Voters study candidates' details prior to casting their ballots at a polling station located in a Chao Mae Thapthim Shrine in Bangkok's Bang Khun Thian district Sunday, May 14, 2023. Voters in Thailand were heading to the polls on Sunday in an election touted as a pivotal chance for change, eight years after incumbent Prime Minister Prayuth Chan-ocha first came to power in a 2014 coup. (AP Photo/Grant Peck)


The election commission will need time before announcing the official results. In the previous election in 2019, the official result was announced weeks after the polls.

In the meantime, political parties are expected to hold negotiations to form a ruling coalition. 

On Monday, Move Forward’s Mr Pita declared that he was ready to be the kingdom’s prime minister, with his party working towards the formation of a majority government.

Speaking at a press conference at his party’s headquarters, he said he would seek to build a coalition with five other parties, including Pheu Thai. The latter has indicated it is willing to join a coalition led by Move Forward.

The other parties are Prachachat, Thai Sang Thai and the Thai Liberal Party.

Together, they have 308 seats, which is enough to form a majority government in the 500-member House of Representatives. 

The Move Forward Party is also in talks with the Fair Party, Mr Pita said. If the negotiations go well, the total number of seats held by the coalition would be 309.


According to the constitution, the prime minister will be elected by the House of Representatives and the 250-member Senate, which is the upper house of parliament.

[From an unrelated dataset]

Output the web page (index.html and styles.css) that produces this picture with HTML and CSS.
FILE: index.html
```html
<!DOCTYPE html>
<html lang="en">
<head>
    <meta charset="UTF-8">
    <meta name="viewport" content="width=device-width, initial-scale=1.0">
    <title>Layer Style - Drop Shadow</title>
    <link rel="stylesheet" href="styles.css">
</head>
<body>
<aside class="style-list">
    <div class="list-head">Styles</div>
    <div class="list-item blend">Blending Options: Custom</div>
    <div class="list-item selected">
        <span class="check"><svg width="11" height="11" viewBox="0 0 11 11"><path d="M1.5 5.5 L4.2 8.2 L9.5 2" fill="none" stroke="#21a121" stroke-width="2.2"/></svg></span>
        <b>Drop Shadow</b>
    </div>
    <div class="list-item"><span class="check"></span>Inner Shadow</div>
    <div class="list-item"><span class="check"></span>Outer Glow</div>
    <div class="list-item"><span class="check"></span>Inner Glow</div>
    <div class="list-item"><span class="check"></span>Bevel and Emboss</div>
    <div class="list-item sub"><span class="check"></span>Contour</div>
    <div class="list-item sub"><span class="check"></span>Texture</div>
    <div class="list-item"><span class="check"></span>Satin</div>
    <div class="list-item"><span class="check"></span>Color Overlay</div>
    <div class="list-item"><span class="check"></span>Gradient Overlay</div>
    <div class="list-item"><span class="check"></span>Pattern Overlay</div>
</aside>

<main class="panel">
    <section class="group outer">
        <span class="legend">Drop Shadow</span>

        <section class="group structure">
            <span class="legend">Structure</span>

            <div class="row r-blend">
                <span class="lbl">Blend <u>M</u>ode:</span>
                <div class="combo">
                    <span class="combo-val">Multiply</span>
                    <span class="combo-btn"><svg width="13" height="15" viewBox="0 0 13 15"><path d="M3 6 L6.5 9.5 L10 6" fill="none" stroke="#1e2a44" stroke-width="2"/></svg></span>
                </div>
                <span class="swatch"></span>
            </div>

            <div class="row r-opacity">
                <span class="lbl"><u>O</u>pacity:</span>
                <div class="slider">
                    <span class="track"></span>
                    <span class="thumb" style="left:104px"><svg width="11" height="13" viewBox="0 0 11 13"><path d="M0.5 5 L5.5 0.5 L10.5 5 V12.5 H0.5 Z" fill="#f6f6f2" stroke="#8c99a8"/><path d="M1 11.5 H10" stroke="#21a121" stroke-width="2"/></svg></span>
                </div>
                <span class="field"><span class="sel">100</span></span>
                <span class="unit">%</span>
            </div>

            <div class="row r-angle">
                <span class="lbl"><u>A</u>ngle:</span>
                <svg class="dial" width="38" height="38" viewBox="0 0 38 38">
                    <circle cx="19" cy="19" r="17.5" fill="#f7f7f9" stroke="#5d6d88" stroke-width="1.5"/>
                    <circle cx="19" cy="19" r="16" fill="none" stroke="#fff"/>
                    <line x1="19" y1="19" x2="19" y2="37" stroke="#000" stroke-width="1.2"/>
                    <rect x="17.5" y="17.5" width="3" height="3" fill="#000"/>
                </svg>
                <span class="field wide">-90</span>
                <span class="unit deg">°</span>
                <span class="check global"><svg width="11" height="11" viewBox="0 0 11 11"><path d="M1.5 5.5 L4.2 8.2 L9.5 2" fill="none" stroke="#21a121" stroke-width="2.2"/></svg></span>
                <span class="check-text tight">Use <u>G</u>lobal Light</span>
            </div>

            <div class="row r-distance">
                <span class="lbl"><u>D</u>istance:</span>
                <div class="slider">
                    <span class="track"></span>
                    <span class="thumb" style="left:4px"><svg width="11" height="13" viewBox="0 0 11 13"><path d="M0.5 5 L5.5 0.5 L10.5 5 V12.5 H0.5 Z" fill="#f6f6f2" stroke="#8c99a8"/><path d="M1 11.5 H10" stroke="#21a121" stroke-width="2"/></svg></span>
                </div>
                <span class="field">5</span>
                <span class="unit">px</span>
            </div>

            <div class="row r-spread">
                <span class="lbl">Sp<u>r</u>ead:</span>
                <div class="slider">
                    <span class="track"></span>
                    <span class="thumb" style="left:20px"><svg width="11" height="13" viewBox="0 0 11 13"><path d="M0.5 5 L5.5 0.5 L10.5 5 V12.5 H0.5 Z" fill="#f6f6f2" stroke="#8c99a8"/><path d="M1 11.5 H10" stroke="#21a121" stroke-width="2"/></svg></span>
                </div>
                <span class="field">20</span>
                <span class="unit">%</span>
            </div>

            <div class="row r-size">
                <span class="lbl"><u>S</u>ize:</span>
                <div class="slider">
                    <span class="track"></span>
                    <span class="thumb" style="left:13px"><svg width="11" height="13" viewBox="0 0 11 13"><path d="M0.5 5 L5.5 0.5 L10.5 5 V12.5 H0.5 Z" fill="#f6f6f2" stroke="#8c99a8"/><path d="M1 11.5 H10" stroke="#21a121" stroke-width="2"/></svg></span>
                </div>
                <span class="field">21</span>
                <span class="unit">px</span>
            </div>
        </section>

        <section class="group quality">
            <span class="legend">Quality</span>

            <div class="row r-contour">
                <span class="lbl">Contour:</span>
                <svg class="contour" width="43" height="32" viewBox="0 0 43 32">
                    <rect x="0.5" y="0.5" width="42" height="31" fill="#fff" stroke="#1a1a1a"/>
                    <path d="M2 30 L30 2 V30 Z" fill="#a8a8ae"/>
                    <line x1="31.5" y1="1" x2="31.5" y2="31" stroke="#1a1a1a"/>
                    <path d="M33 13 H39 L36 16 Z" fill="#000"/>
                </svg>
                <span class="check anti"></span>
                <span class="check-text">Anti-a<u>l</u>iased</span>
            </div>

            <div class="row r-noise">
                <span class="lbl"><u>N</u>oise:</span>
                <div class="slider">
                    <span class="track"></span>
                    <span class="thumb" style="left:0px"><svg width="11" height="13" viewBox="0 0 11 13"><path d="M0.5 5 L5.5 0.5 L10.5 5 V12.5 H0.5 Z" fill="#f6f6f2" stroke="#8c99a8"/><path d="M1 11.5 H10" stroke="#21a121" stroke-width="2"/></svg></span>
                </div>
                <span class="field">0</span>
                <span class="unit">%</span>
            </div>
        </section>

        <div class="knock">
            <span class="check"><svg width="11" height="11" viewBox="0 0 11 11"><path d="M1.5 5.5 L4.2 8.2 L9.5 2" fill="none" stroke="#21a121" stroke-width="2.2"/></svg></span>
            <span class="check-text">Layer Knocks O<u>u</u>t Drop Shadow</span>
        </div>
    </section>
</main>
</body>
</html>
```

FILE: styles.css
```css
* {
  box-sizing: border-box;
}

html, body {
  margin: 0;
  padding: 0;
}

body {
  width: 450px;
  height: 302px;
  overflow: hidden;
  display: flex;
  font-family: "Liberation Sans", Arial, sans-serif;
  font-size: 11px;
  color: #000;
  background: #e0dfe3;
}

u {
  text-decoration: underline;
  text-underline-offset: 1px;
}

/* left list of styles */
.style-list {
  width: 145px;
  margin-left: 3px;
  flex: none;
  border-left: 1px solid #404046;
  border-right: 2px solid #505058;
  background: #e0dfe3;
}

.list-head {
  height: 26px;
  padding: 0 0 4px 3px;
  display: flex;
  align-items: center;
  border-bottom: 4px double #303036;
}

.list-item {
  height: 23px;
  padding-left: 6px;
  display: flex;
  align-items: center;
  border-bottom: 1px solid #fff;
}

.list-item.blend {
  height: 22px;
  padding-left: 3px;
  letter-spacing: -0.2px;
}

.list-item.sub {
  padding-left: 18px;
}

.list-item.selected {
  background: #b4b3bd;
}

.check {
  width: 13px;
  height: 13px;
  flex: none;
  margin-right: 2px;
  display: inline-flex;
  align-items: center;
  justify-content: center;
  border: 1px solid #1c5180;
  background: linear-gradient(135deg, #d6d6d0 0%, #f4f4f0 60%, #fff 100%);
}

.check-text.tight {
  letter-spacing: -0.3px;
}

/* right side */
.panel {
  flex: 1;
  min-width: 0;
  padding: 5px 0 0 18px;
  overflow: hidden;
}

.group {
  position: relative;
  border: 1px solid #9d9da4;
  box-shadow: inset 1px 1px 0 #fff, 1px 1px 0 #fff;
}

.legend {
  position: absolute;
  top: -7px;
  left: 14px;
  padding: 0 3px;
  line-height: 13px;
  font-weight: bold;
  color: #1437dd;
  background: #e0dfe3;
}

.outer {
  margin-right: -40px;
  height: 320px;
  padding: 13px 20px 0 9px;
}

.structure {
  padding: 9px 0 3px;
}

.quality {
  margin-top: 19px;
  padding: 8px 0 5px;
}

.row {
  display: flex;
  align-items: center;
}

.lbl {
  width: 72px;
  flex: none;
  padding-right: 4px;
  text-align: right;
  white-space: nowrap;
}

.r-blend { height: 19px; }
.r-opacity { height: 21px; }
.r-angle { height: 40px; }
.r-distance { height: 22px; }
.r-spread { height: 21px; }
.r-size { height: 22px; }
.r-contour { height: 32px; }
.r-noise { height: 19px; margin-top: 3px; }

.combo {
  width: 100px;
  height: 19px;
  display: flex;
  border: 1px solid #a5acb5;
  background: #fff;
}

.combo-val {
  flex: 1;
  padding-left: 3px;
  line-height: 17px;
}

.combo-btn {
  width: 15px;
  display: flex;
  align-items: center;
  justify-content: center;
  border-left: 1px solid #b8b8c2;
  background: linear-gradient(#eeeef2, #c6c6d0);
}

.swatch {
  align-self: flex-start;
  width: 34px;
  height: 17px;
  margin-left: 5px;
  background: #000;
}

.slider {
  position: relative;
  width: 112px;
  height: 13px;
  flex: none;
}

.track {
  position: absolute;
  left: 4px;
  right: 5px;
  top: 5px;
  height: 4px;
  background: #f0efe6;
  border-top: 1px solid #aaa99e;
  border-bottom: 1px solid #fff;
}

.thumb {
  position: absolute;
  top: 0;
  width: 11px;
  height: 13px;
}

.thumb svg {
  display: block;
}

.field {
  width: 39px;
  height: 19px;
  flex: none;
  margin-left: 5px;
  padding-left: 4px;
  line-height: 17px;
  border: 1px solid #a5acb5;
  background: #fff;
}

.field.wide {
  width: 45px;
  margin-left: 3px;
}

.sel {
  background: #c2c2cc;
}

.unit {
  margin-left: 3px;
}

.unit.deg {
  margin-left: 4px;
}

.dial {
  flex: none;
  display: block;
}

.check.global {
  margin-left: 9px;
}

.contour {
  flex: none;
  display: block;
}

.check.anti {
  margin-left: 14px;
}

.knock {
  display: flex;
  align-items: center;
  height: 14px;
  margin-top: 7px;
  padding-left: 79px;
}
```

Gen Prayut has been in power since 2014 when he led a coup and toppled a democratically elected government.

In 2019, the National Council for Peace and Order (NCPO), which is the military government led by Gen Prayut, selected and appointed the current 250 senators in the upper house.

A prospective prime minister must be approved by more than half of the combined assembly.

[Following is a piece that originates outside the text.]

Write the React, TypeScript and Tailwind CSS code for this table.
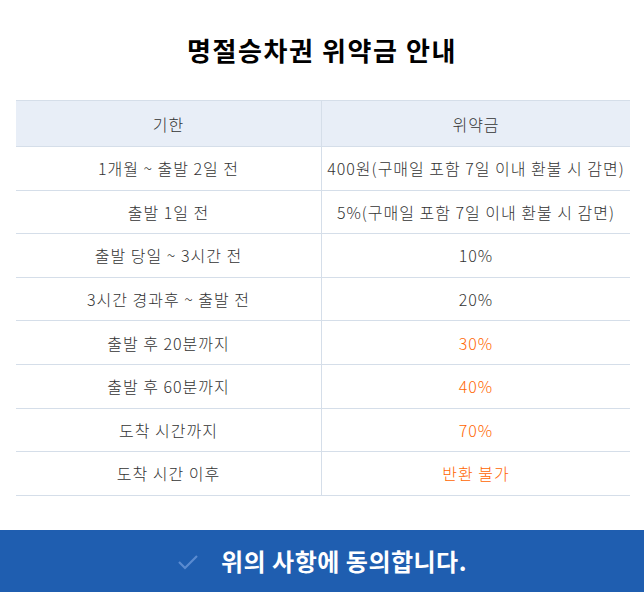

Therefore, the military-backed senate is powerful as it could sway the choice of a prime minister. 

This means the ruling coalition needs to gain at least 376 votes – either from the House of Representatives and the Senate or only from the lower house for its candidate to win the premiership. 

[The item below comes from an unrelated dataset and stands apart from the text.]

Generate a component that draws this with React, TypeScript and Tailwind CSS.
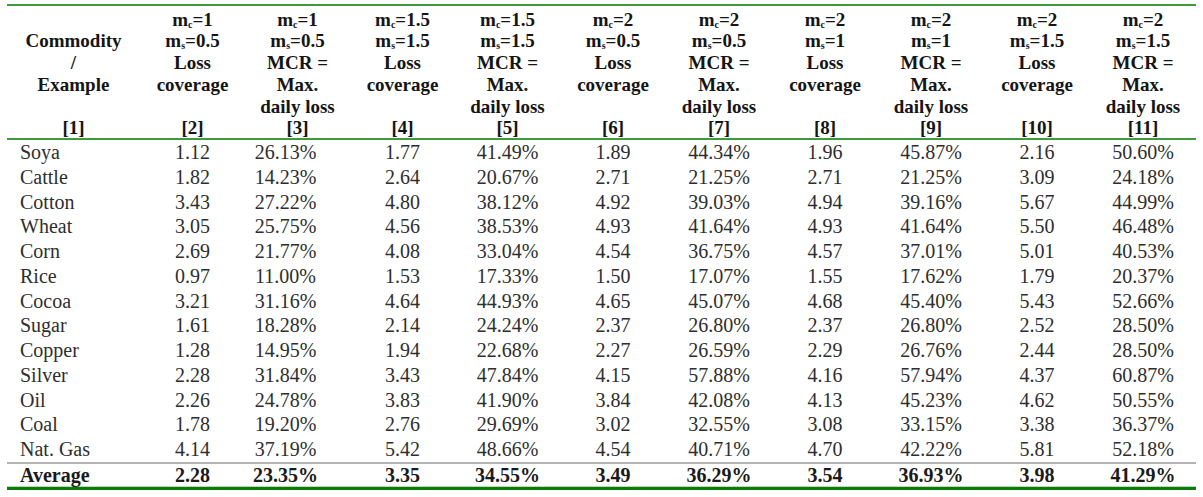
import React from "react";

const cols =
  "grid grid-cols-[133px_105px_105px_105px_105px_106px_106px_106px_106px_106px_106px]";

type Hdr = { mc: string; ms: string; kind: "loss" | "mcr"; n: number };

const headers: Hdr[] = [
  { mc: "1", ms: "0.5", kind: "loss", n: 2 },
  { mc: "1", ms: "0.5", kind: "mcr", n: 3 },
  { mc: "1.5", ms: "1.5", kind: "loss", n: 4 },
  { mc: "1.5", ms: "1.5", kind: "mcr", n: 5 },
  { mc: "2", ms: "0.5", kind: "loss", n: 6 },
  { mc: "2", ms: "0.5", kind: "mcr", n: 7 },
  { mc: "2", ms: "1", kind: "loss", n: 8 },
  { mc: "2", ms: "1", kind: "mcr", n: 9 },
  { mc: "2", ms: "1.5", kind: "loss", n: 10 },
  { mc: "2", ms: "1.5", kind: "mcr", n: 11 },
];

const rows: string[][] = [
  ["Soya", "1.12", "26.13%", "1.77", "41.49%", "1.89", "44.34%", "1.96", "45.87%", "2.16", "50.60%"],
  ["Cattle", "1.82", "14.23%", "2.64", "20.67%", "2.71", "21.25%", "2.71", "21.25%", "3.09", "24.18%"],
  ["Cotton", "3.43", "27.22%", "4.80", "38.12%", "4.92", "39.03%", "4.94", "39.16%", "5.67", "44.99%"],
  ["Wheat", "3.05", "25.75%", "4.56", "38.53%", "4.93", "41.64%", "4.93", "41.64%", "5.50", "46.48%"],
  ["Corn", "2.69", "21.77%", "4.08", "33.04%", "4.54", "36.75%", "4.57", "37.01%", "5.01", "40.53%"],
  ["Rice", "0.97", "11.00%", "1.53", "17.33%", "1.50", "17.07%", "1.55", "17.62%", "1.79", "20.37%"],
  ["Cocoa", "3.21", "31.16%", "4.64", "44.93%", "4.65", "45.07%", "4.68", "45.40%", "5.43", "52.66%"],
  ["Sugar", "1.61", "18.28%", "2.14", "24.24%", "2.37", "26.80%", "2.37", "26.80%", "2.52", "28.50%"],
  ["Copper", "1.28", "14.95%", "1.94", "22.68%", "2.27", "26.59%", "2.29", "26.76%", "2.44", "28.50%"],
  ["Silver", "2.28", "31.84%", "3.43", "47.84%", "4.15", "57.88%", "4.16", "57.94%", "4.37", "60.87%"],
  ["Oil", "2.26", "24.78%", "3.83", "41.90%", "3.84", "42.08%", "4.13", "45.23%", "4.62", "50.55%"],
  ["Coal", "1.78", "19.20%", "2.76", "29.69%", "3.02", "32.55%", "3.08", "33.15%", "3.38", "36.37%"],
  ["Nat. Gas", "4.14", "37.19%", "5.42", "48.66%", "4.54", "40.71%", "4.70", "42.22%", "5.81", "52.18%"],
];

const avg = ["Average", "2.28", "23.35%", "3.35", "34.55%", "3.49", "36.29%", "3.54", "36.93%", "3.98", "41.29%"];

function Line({ children }: { children?: React.ReactNode }) {
  return <div className="h-[21.8px] leading-[21.8px] whitespace-nowrap">{children}</div>;
}

function M({ sub, val }: { sub: string; val: string }) {
  return (
    <Line>
      m<sub className="text-[10px] relative top-[2px] align-baseline">{sub}</sub>={val}
    </Line>
  );
}

function HeaderCell({ h }: { h: Hdr }) {
  return (
    <div className="flex flex-col items-center text-center">
      <M sub="c" val={h.mc} />
      <M sub="s" val={h.ms} />
      {h.kind === "loss" ? (
        <>
          <Line>Loss</Line>
          <Line>coverage</Line>
          <Line />
        </>
      ) : (
        <>
          <Line>MCR =</Line>
          <Line>Max.</Line>
          <Line>daily loss</Line>
        </>
      )}
      <Line>[{h.n}]</Line>
    </div>
  );
}

function Cell({ v, i }: { v: string; i: number }) {
  if (i === 0) return <div className="pl-[13px] whitespace-nowrap">{v}</div>;
  return <div className={`text-center ${i === 2 ? "pr-6" : ""}`}>{v}</div>;
}

export default function App() {
  return (
    <div className="w-[1203px] h-[497px] bg-white font-['Liberation_Serif',serif] overflow-hidden">
      <div className="ml-[7px] w-[1189px] pt-[4px]">
        <div className="h-[2px] bg-[#3c9c3c]" />
        {/* header */}
        <div className={`${cols} pt-[2.5px] text-[19px] font-bold text-[#151515] h-[132px]`}>
          <div className="flex flex-col items-center text-center">
            <Line />
            <Line>Commodity</Line>
            <Line>/</Line>
            <Line>Example</Line>
            <Line />
            <Line>[1]</Line>
          </div>
          {headers.map((h) => (
            <HeaderCell key={h.n} h={h} />
          ))}
        </div>
        <div className="h-[2px] bg-[#3c9c3c]" />
        {/* body */}
        <div className="text-[20px] text-[#2e2e2e]">
          {rows.map((r) => (
            <div key={r[0]} className={`${cols} h-[24.75px] leading-[24px]`}>
              {r.map((v, i) => (
                <Cell key={i} v={v} i={i} />
              ))}
            </div>
          ))}
        </div>
        <div className="h-[2px] bg-[#b4b4b4]" />
        <div className={`${cols} h-[22px] leading-[22px] text-[20px] font-bold text-[#1a1a1a]`}>
          {avg.map((v, i) => (
            <Cell key={i} v={v} i={i} />
          ))}
        </div>
        <div className="h-px bg-[#b8dcb8]" />
        <div className="h-[3px] bg-[#0a7a0a]" />
      </div>
    </div>
  );
}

Historically, the military has played an important role in Thai politics. The king of Thailand is the head of the Royal Thai Armed Forces.

In the previous election in 2019, Pheu Thai won the most seats and announced a seven-party alliance with Future Forward. Move Forward is a successor to the now-disbanded Future Forward.

However, Pheu Thai failed to form the government after all but one senator – Senate speaker Pornpetch Wichitchonchai – voted for Gen Prayut’s premiership.

While it is too early to tell how the Senate might influence the outcome this time round, a political, economic and development lecturer at Thammasat University noted that Move Forward has clearly stated that it would not form a coalition with a political party that is backed by the military. 

In terms of electoral pledges, there are stark differences between Move Forward and the military-backed parties.

Mr Virot Ali noted that for instance, Move Forward wants to amend section 112 of the Thai Criminal Code. Also known as the lese-majeste law, it stipulates that whoever defames, insults or threatens the king, the queen, the heir-apparent or the regent shall be punished with imprisonment of three to 15 years.

However, Gen Prayut, among others, has said that section 112 should remain as it is.  

Therefore, Mr Virot Ali predicted that the military-backed senate would likely not vote for a prime minister from Move Forward. “This could lead to a stalemate,” he said. 

On Monday, Mr Pita said during his press conference that the senators should respect the wishes of the people. 

“It is time for the 250 senators to think and decide their stance, whether they would listen to the people's wish. If they care about the people, there will be no problem."